* **Data section**:

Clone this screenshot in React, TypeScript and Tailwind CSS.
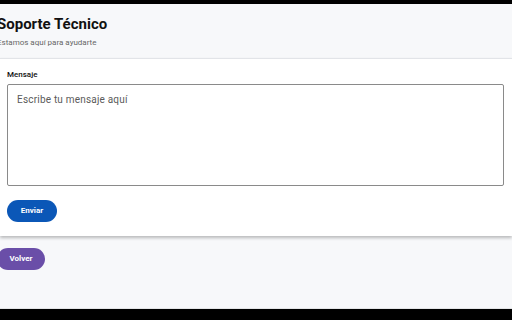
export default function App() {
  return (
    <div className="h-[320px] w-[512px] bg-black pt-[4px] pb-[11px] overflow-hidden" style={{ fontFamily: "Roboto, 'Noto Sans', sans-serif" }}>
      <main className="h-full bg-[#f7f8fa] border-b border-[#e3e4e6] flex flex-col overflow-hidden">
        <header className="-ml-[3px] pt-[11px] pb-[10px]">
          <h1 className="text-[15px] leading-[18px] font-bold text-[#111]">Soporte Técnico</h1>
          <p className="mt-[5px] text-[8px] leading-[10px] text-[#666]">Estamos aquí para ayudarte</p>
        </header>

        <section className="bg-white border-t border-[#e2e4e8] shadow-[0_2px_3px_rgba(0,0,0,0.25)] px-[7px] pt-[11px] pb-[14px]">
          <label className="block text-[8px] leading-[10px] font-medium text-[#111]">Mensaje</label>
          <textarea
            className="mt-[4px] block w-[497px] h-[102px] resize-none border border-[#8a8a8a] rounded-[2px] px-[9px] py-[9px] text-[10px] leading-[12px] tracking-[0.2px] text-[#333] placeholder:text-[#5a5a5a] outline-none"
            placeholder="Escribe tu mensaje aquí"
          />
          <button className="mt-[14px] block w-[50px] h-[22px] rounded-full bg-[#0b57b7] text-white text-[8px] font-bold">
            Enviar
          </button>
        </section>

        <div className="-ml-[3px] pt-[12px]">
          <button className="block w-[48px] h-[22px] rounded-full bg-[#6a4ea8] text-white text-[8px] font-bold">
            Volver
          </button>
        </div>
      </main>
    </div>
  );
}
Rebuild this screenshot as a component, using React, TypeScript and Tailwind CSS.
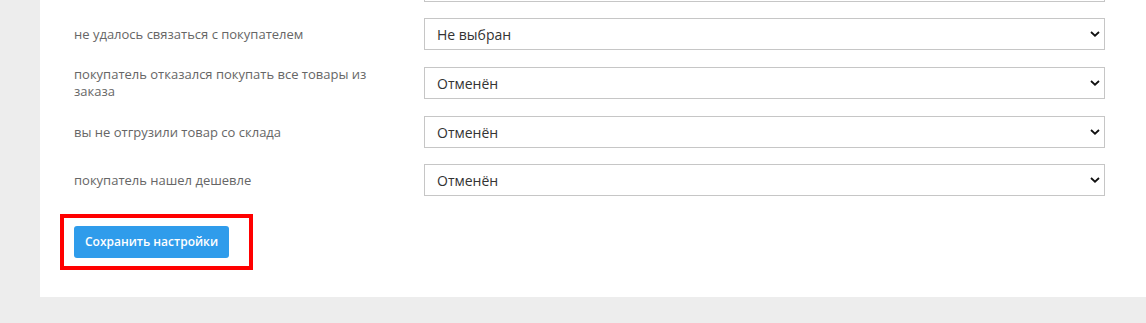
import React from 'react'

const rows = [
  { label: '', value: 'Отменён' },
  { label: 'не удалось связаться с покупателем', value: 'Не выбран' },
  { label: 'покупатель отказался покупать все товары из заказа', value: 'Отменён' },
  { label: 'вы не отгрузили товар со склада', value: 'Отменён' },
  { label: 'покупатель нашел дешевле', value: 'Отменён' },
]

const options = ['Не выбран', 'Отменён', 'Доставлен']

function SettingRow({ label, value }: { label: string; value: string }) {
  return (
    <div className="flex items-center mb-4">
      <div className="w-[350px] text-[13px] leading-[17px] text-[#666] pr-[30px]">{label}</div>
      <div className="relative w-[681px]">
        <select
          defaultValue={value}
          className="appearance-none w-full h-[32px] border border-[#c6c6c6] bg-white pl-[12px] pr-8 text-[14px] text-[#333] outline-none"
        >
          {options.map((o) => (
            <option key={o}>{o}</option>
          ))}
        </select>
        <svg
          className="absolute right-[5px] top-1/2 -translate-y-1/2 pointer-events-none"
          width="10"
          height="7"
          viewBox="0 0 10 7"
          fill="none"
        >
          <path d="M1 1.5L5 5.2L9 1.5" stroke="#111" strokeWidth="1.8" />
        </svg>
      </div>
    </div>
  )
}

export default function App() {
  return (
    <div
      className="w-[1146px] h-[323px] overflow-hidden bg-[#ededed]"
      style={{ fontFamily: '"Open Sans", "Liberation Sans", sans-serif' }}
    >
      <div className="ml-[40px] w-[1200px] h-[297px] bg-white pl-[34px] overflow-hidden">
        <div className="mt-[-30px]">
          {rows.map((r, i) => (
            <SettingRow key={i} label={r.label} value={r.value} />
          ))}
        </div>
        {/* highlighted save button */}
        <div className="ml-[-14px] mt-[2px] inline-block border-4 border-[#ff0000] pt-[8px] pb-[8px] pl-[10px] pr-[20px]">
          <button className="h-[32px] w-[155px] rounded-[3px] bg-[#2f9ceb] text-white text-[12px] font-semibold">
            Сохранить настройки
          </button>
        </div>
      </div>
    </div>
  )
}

* **Instructions for the task**:
Copy the listing above exactly, but only from the line with "Rebuild this screenshot" through the line with "const options = ['Не", including those two lines and excluding any picture.

* **Final result**:
Rebuild this screenshot as a component, using React, TypeScript and Tailwind CSS.
import React from 'react'

const rows = [
  { label: '', value: 'Отменён' },
  { label: 'не удалось связаться с покупателем', value: 'Не выбран' },
  { label: 'покупатель отказался покупать все товары из заказа', value: 'Отменён' },
  { label: 'вы не отгрузили товар со склада', value: 'Отменён' },
  { label: 'покупатель нашел дешевле', value: 'Отменён' },
]

const options = ['Не выбран', 'Отменён', 'Доставлен']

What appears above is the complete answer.